AILA Troubled by Supreme Court Decision That Opens Door to 50 Different Laws on Employment Verification

Cite as "AILA InfoNet Doc. No. 11052610 (posted May. 26, 2011)"

FOR IMMEDIATE RELEASE: Thursday, May 26, 2011

CONTACTS:
George Tzamaras
202-507-7649
gtzamaras@aila.org

Jenny Werwa
202-507-7628
jwerwa@aila.org

WASHINGTON, DC -- The American Immigration Lawyers Association (AILA) is troubled by today’s Supreme Court decision to uphold the Arizona Legal Workers Act, a law that threatens to revoke the business licenses of companies in that state if they knowingly hire unauthorized immigrants and requires that Arizona businesses participate in the federal E-Verify program which Congress enacted as a voluntary “pilot program.” AILA agrees with Justice Sonia Sotomayor, who said that the majority reading of the law “subjects employers to a patchwork of enforcement schemes similar to the one that Congress sought to displace when it enacted IRCA.”

The decision did not address Arizona’s infamous SB 1070, the more high-profile Arizona immigration law which requires police to check the immigration status of individuals in certain circumstances. The main provisions of SB 1070 were successfully challenged in federal court on constitutional grounds and are on appeal.

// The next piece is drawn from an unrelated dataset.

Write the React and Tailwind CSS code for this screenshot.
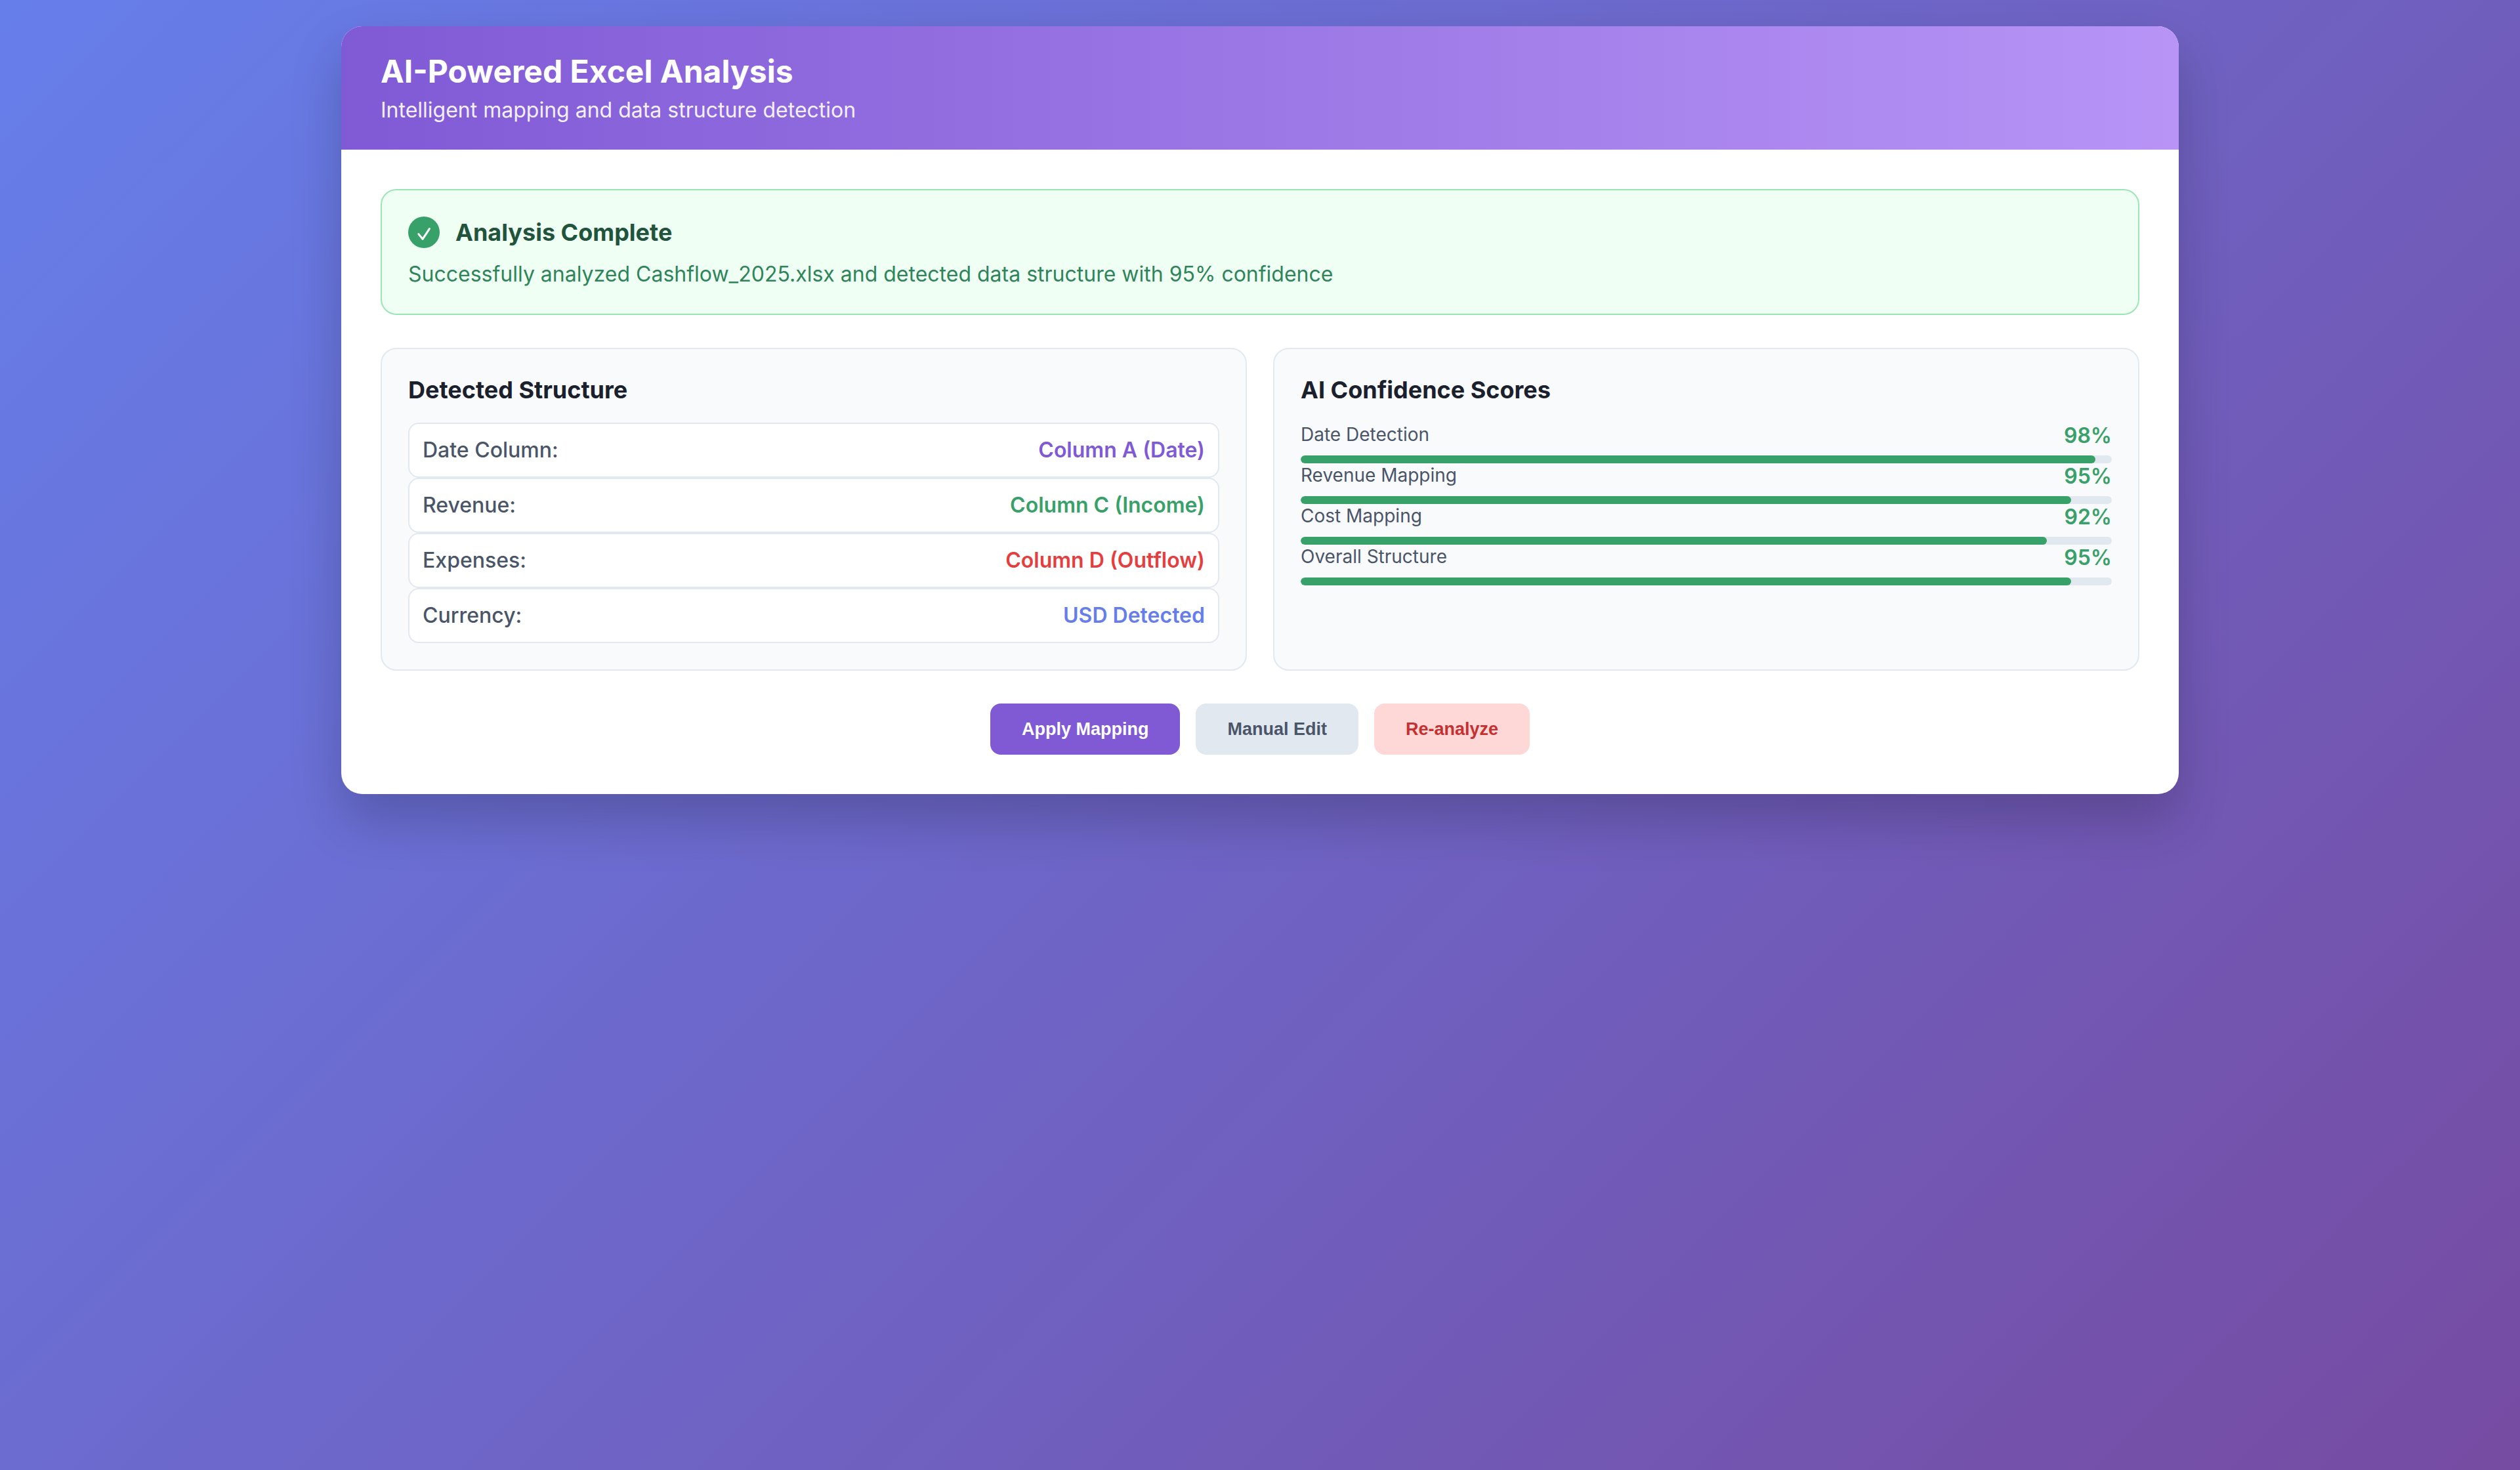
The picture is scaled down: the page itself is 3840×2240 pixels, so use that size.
const structure = [
  { label: "Date Column:", value: "Column A (Date)", color: "text-[#805ad5]" },
  { label: "Revenue:", value: "Column C (Income)", color: "text-[#38a169]" },
  { label: "Expenses:", value: "Column D (Outflow)", color: "text-[#e53e3e]" },
  { label: "Currency:", value: "USD Detected", color: "text-[#667eea]" },
];

const scores = [
  { label: "Date Detection", value: 98 },
  { label: "Revenue Mapping", value: 95 },
  { label: "Cost Mapping", value: 92 },
  { label: "Overall Structure", value: 95 },
];

const actions = [
  { label: "Apply Mapping", style: "bg-[#805ad5] text-white" },
  { label: "Manual Edit", style: "bg-[#e2e8f0] text-[#4a5568]" },
  { label: "Re-analyze", style: "bg-[#fed7d7] text-[#c53030]" },
];

function Panel({ title, children }) {
  return (
    <section className="rounded-3xl border-2 border-[#e2e8f0] bg-[#f9fafc] p-10">
      <h2 className="mb-7 text-[36px] leading-[44px] font-bold text-[#1a202c]">{title}</h2>
      {children}
    </section>
  );
}

function CheckBadge() {
  return (
    <span className="flex size-12 shrink-0 items-center justify-center rounded-full bg-[#38a169]">
      <svg viewBox="0 0 48 48" className="size-12" fill="none" aria-hidden="true">
        <path d="M15.8 26.6 L22 34.3 L32.4 18.6" stroke="white" strokeWidth="3" strokeLinecap="round" strokeLinejoin="round" />
      </svg>
    </span>
  );
}

export default function App() {
  return (
    <div className="min-h-screen bg-[linear-gradient(135deg,#667eea_0%,#764ba2_100%)] p-10 font-[Inter,sans-serif]">
      <main className="mx-auto max-w-[2800px] overflow-hidden rounded-[32px] bg-white shadow-[0_40px_80px_rgba(0,0,0,0.2)]">
        <header className="bg-[linear-gradient(90deg,#805ad5,#b794f6)] px-15 py-10 text-white">
          <h1 className="mb-2.5 text-5xl leading-[58px] font-bold">AI-Powered Excel Analysis</h1>
          <p className="text-[32px] leading-10 opacity-90">Intelligent mapping and data structure detection</p>
        </header>

        <div className="p-15">
          <section className="mb-[50px] rounded-3xl border-2 border-[#9ae6b4] bg-[#f0fff4] p-10">
            <div className="mb-5 flex items-center gap-6">
              <CheckBadge />
              <h2 className="text-[36px] leading-[44px] font-bold text-[#22543d]">Analysis Complete</h2>
            </div>
            <p className="text-[32px] leading-10 text-[#2f855a]">
              Successfully analyzed Cashflow_2025.xlsx and detected data structure with 95% confidence
            </p>
          </section>

          <div className="mb-[50px] grid grid-cols-2 gap-10">
            <Panel title="Detected Structure">
              <dl>
                {structure.map((row) => (
                  <div
                    key={row.label}
                    className="flex justify-between rounded-2xl border-2 border-[#e2e8f0] bg-white p-5 text-[32px] leading-10"
                  >
                    <dt className="font-medium text-[#4a5568]">{row.label}</dt>
                    <dd className={`font-semibold ${row.color}`}>{row.value}</dd>
                  </div>
                ))}
              </dl>
            </Panel>

            <Panel title="AI Confidence Scores">
              {scores.map((score) => (
                <div key={score.label}>
                  <div className="mb-2.5 flex items-start justify-between">
                    <span className="text-[28px] leading-9 text-[#4a5568]">{score.label}</span>
                    <span className="text-[32px] leading-10 font-semibold text-[#38a169]">{score.value}%</span>
                  </div>
                  <div
                    role="progressbar"
                    aria-label={score.label}
                    aria-valuenow={score.value}
                    aria-valuemin={0}
                    aria-valuemax={100}
                    className="h-3 overflow-hidden rounded-full bg-[#e2e8f0]"
                  >
                    <div className="h-full rounded-full bg-[#38a169]" style={{ width: `${score.value}%` }} />
                  </div>
                </div>
              ))}
            </Panel>
          </div>

          <div className="flex justify-center gap-6">
            {actions.map((action) => (
              <button
                key={action.label}
                type="button"
                className={`rounded-2xl px-12 py-6 font-['Liberation_Sans',Arial,sans-serif] text-[27px] leading-[30px] font-bold ${action.style}`}
              >
                {action.label}
              </button>
            ))}
          </div>
        </div>
      </main>
    </div>
  );
}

According to David Leopold, President of AILA, “Today’s Supreme Court decision is no predictor of how the Court will come out on SB1070. The majority opinion appears to have turned on a narrow and technical reading of the ‘savings clause’ in IRCA that references state licensing laws. Those who might take some comfort from this decision, hoping that other state laws such as Arizona SB 1070 might be upheld, should pay close attention to the court's affirmation that state laws violate the Constitution if ‘they impose additional burdens on the Federal government.’”

Leopold added, “What is particularly troubling about this decision is the danger of a muddled mix of state immigration laws, each of which claims to essentially track the federal law, but each of which has its own tweaks and nuances. It will be extremely burdensome and expensive for employers who operate in multiple states across the country, and who wish, in good faith, to comply with our immigration laws, to ensure not only federal compliance but also compliance on a state-by-state level.”